Caffe Ladro- When I worked on Queen Anne, I often stopped here for coffee. The setting is cave-like with dark, textured walls and eclectic stained glass arches.  The coffee is full bodied and intense but balanced.  Laid back baristas are friendly and focused.  Baked goods are delicious, particularly the ginger cookies, pumpkin pie and quiches.  An expansive bulletin board takes the boredom out of waiting in line.  The cafe on Upper Queen Anne is the original Caffe Ladro.  Their website states that there are now thirteen locations!

Macrina Bakery- Crusty loaves of bread, mouthwatering pastries and an inviting staff greet you as you enter this charming neighborhood cafe.
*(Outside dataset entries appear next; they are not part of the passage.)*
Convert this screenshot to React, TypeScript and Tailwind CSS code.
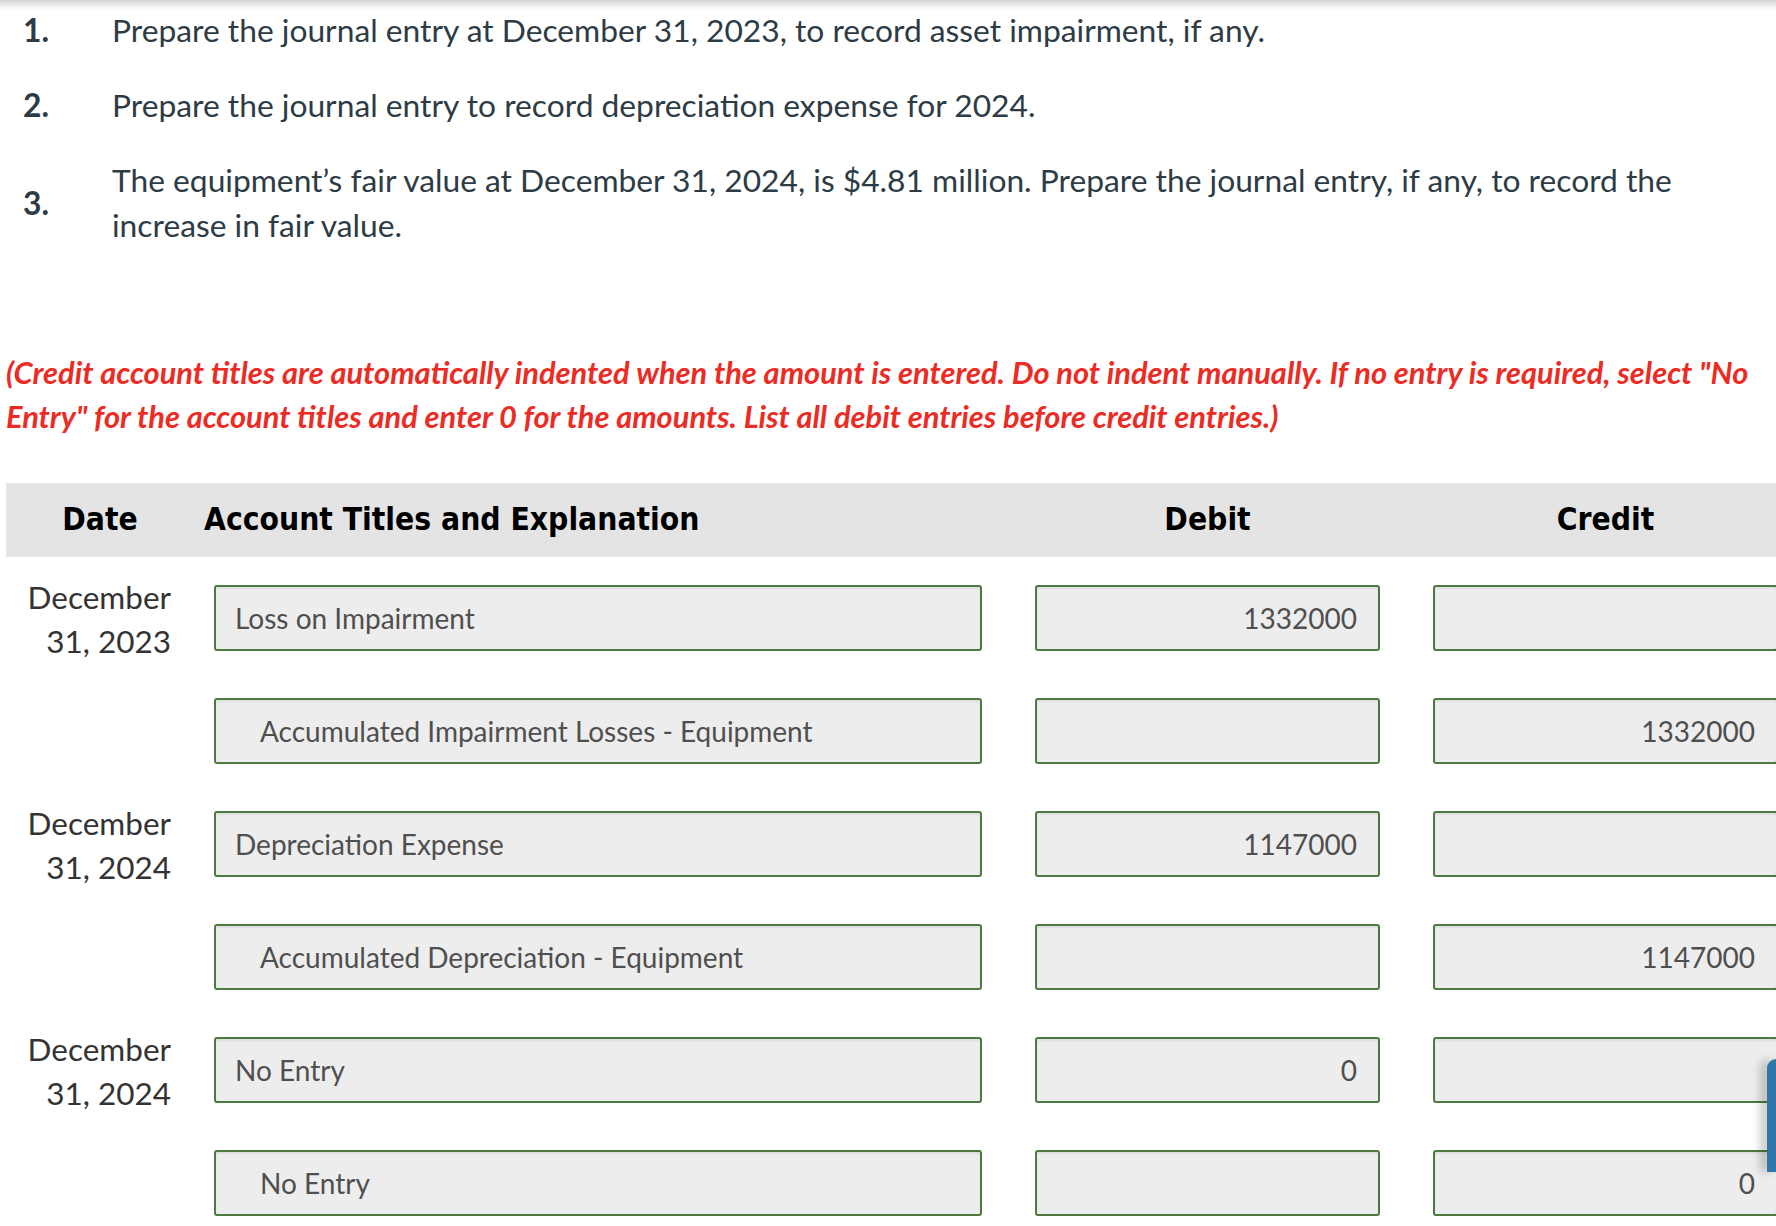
const font = { fontFamily: "Lato, 'Noto Sans', sans-serif" };
const headFont = { fontFamily: "'DejaVu Sans Condensed', 'DejaVu Sans', sans-serif" };

type Row = {
  date?: [string, string];
  account: string;
  indent: boolean;
  debit: string;
  credit: string;
};

const rows: Row[] = [
  { date: ["December", "31, 2023"], account: "Loss on Impairment", indent: false, debit: "1332000", credit: "" },
  { account: "Accumulated Impairment Losses - Equipment", indent: true, debit: "", credit: "1332000" },
  { date: ["December", "31, 2024"], account: "Depreciation Expense", indent: false, debit: "1147000", credit: "" },
  { account: "Accumulated Depreciation - Equipment", indent: true, debit: "", credit: "1147000" },
  { date: ["December", "31, 2024"], account: "No Entry", indent: false, debit: "0", credit: "" },
  { account: "No Entry", indent: true, debit: "", credit: "0" },
];

const questions = [
  { n: "1.", text: "Prepare the journal entry at December 31, 2023, to record asset impairment, if any." },
  { n: "2.", text: "Prepare the journal entry to record depreciation expense for 2024." },
  {
    n: "3.",
    text: "The equipment’s fair value at December 31, 2024, is $4.81 million. Prepare the journal entry, if any, to record the increase in fair value.",
  },
];

function Field({ value, right, indent, width }: { value: string; right?: boolean; indent?: boolean; width: string }) {
  return (
    <div
      className={`${width} h-[66px] shrink-0 flex items-center rounded-[3px] border-2 border-[#4d7a3e] bg-[#ededed] shadow-[inset_0_2px_2px_rgba(0,0,0,0.06)] text-[28px] text-[#4f4f4f] ${
        right ? "justify-end pr-[21px]" : indent ? "pl-[44px]" : "pl-[19px]"
      }`}
    >
      {value}
    </div>
  );
}

export default function App() {
  return (
    <div style={font} className="relative w-screen h-screen overflow-hidden bg-white text-[#2d3b45]">
      <div className="fixed top-0 left-0 right-0 h-[10px] bg-gradient-to-b from-[#d4d4d4] to-white/0" />

      <ol className="pt-[8px] flex flex-col gap-[30px]">
        {questions.map((q) => (
          <li key={q.n} className="flex items-center text-[31.75px] leading-[45px]">
            <span className="w-[112px] pl-[23px] shrink-0 font-bold">{q.n}</span>
            <span className="pr-[60px]">{q.text}</span>
          </li>
        ))}
      </ol>

      <p className="mt-[103px] pl-[6px] pr-[8px] text-[30.8px] leading-[44px] italic font-bold text-[#ec2b24]">
        (Credit account titles are automatically indented when the amount is entered. Do not indent manually. If no
        entry is required, select "No Entry" for the account titles and enter 0 for the amounts. List all debit entries
        before credit entries.)
      </p>

      <div className="mt-[44px] ml-[6px]">
        <div style={headFont} className="h-[74px] flex items-center bg-[#e4e4e4] text-[31.5px] font-bold text-black">
          <div className="w-[198px] shrink-0 pr-[10px] text-center">Date</div>
          <div className="w-[831px] shrink-0">Account Titles and Explanation</div>
          <div className="w-[345px] shrink-0 text-center">Debit</div>
          <div className="w-[53px] shrink-0" />
          <div className="w-[345px] shrink-0 text-center">Credit</div>
        </div>

        <div className="pt-[28px] flex flex-col gap-[47px]">
          {rows.map((r, i) => (
            <div key={i} className="h-[66px] flex items-start">
              <div className="w-[208px] shrink-0 pr-[43px] -mt-[10px] text-right text-[31.5px] leading-[44px] text-[#333]">
                {r.date && (
                  <>
                    <div>{r.date[0]}</div>
                    <div>{r.date[1]}</div>
                  </>
                )}
              </div>
              <Field width="w-[768px]" value={r.account} indent={r.indent} />
              <div className="w-[53px] shrink-0" />
              <Field width="w-[345px]" value={r.debit} right />
              <div className="w-[53px] shrink-0" />
              <Field width="w-[345px]" value={r.credit} right />
            </div>
          ))}
        </div>
      </div>

      <div className="fixed right-0 top-[1059px] w-[9px] h-[113px] rounded-tl-[10px] bg-[#3077a8] shadow-[-6px_0_10px_rgba(0,0,0,0.25)]" />
    </div>
  );
}
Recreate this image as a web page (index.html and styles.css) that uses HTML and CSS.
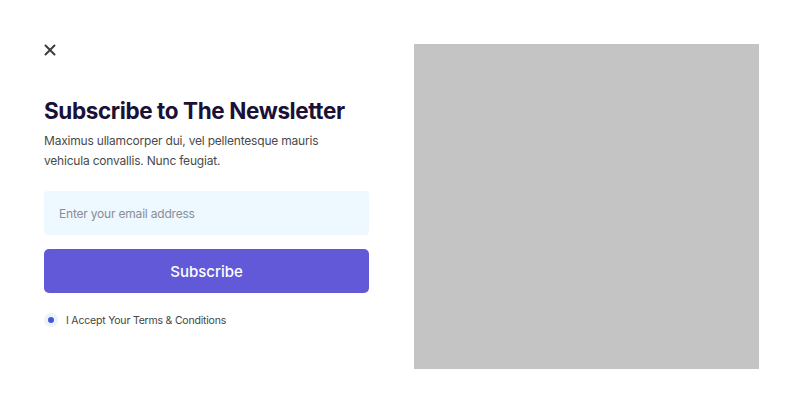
FILE: index.html
```html
<!DOCTYPE html>
<html lang="en">
<head>
<meta charset="utf-8">
<title>Subscribe to The Newsletter</title>
<link rel="stylesheet" href="styles.css">
</head>
<body>
<div class="modal">
  <div class="content">
    <button class="close" aria-label="Close">
      <svg width="12" height="12" viewBox="0 0 12 12"><path d="M1.5 1.5L10.5 10.5M10.5 1.5L1.5 10.5" stroke="#3d3d3d" stroke-width="2" stroke-linecap="round"/></svg>
    </button>
    <h1 class="title">Subscribe to The Newsletter</h1>
    <p class="desc">Maximus ullamcorper dui, vel pellentesque mauris vehicula convallis. Nunc feugiat.</p>
    <div class="email">Enter your email address</div>
    <button class="submit">Subscribe</button>
    <label class="accept">
      <span class="radio"><span class="dot"></span></span>
      <span class="accept-text">I Accept Your Terms &amp; Conditions</span>
    </label>
  </div>
  <div class="image"></div>
</div>
</body>
</html>
```
FILE: styles.css
```css
* { box-sizing: border-box; }
html, body { margin: 0; padding: 0; background: #ffffff; }
body { font-family: "Inter", "Noto Sans", sans-serif; }
.modal {
  display: flex;
  padding: 44px 41px 0 44px;
  gap: 45px;
}
.content {
  width: 325px;
  display: flex;
  flex-direction: column;
}
.close {
  border: 0;
  background: none;
  padding: 0;
  width: 12px;
  height: 12px;
  display: block;
  cursor: pointer;
}
.close svg { display: block; }
.title {
  margin: 40px 0 0 0;
  font-size: 22.5px;
  font-weight: 700;
  color: #1b1137;
  letter-spacing: -0.4px;
  line-height: 30px;
}
.desc {
  margin: 5px 0 0 0;
  max-width: 290px;
  font-size: 12px;
  line-height: 20px;
  color: #4a4a4a;
  letter-spacing: -0.2px;
}
.email {
  margin-top: 20px;
  height: 44px;
  background: #eef8ff;
  border-radius: 4px;
  padding: 0 15px;
  display: flex;
  align-items: center;
  font-size: 12px;
  color: #8a8e95;
  letter-spacing: -0.2px;
}
.submit {
  margin-top: 14px;
  height: 44px;
  border: 0;
  border-radius: 5px;
  background: #6259d8;
  color: #ffffff;
  font-family: inherit;
  font-size: 15px;
  font-weight: 500;
  cursor: pointer;
}
.accept {
  margin-top: 20px;
  display: flex;
  align-items: center;
  gap: 8px;
}
.radio {
  width: 14px;
  height: 14px;
  border-radius: 50%;
  background: #eef2fb;
  display: flex;
  align-items: center;
  justify-content: center;
}
.dot {
  width: 6px;
  height: 6px;
  border-radius: 50%;
  background: #3b5bdb;
}
.accept-text {
  font-size: 10.5px;
  color: #444444;
  letter-spacing: -0.2px;
}
.image {
  width: 345px;
  height: 325px;
  background: #c4c4c4;
}
```
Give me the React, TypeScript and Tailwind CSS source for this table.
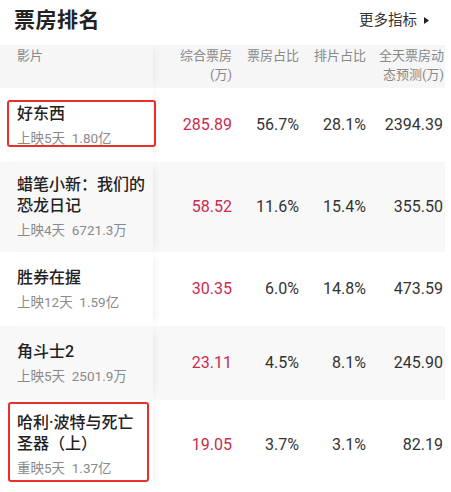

Tucked away on the northwest edge of upper Queen Anne, the place is always bustling.  Square tables are intimately spaced and hard to come by but worth the effort if you can secure one.  The setting is soothing with cool blue walls and ethereal light streaming in through floor to ceiling windows.  The espresso drinks, prepared by counter staff who double as baristas, are consistently good.  The roast is full bodied with a round finish and cappuccinos are classic affairs with a balanced foam to milk ratio.   Macrina has three locations to choose from.


  1. Sarah, this is such a great picture! Oh, and I agree with all your recommendations. Patrick has been wanting me to try Aster Coffee in Ballard, too. Have you been there?

  2. No, I haven't heard of it. I will have to check it out... ps. i like your new table next to the bed where you put it.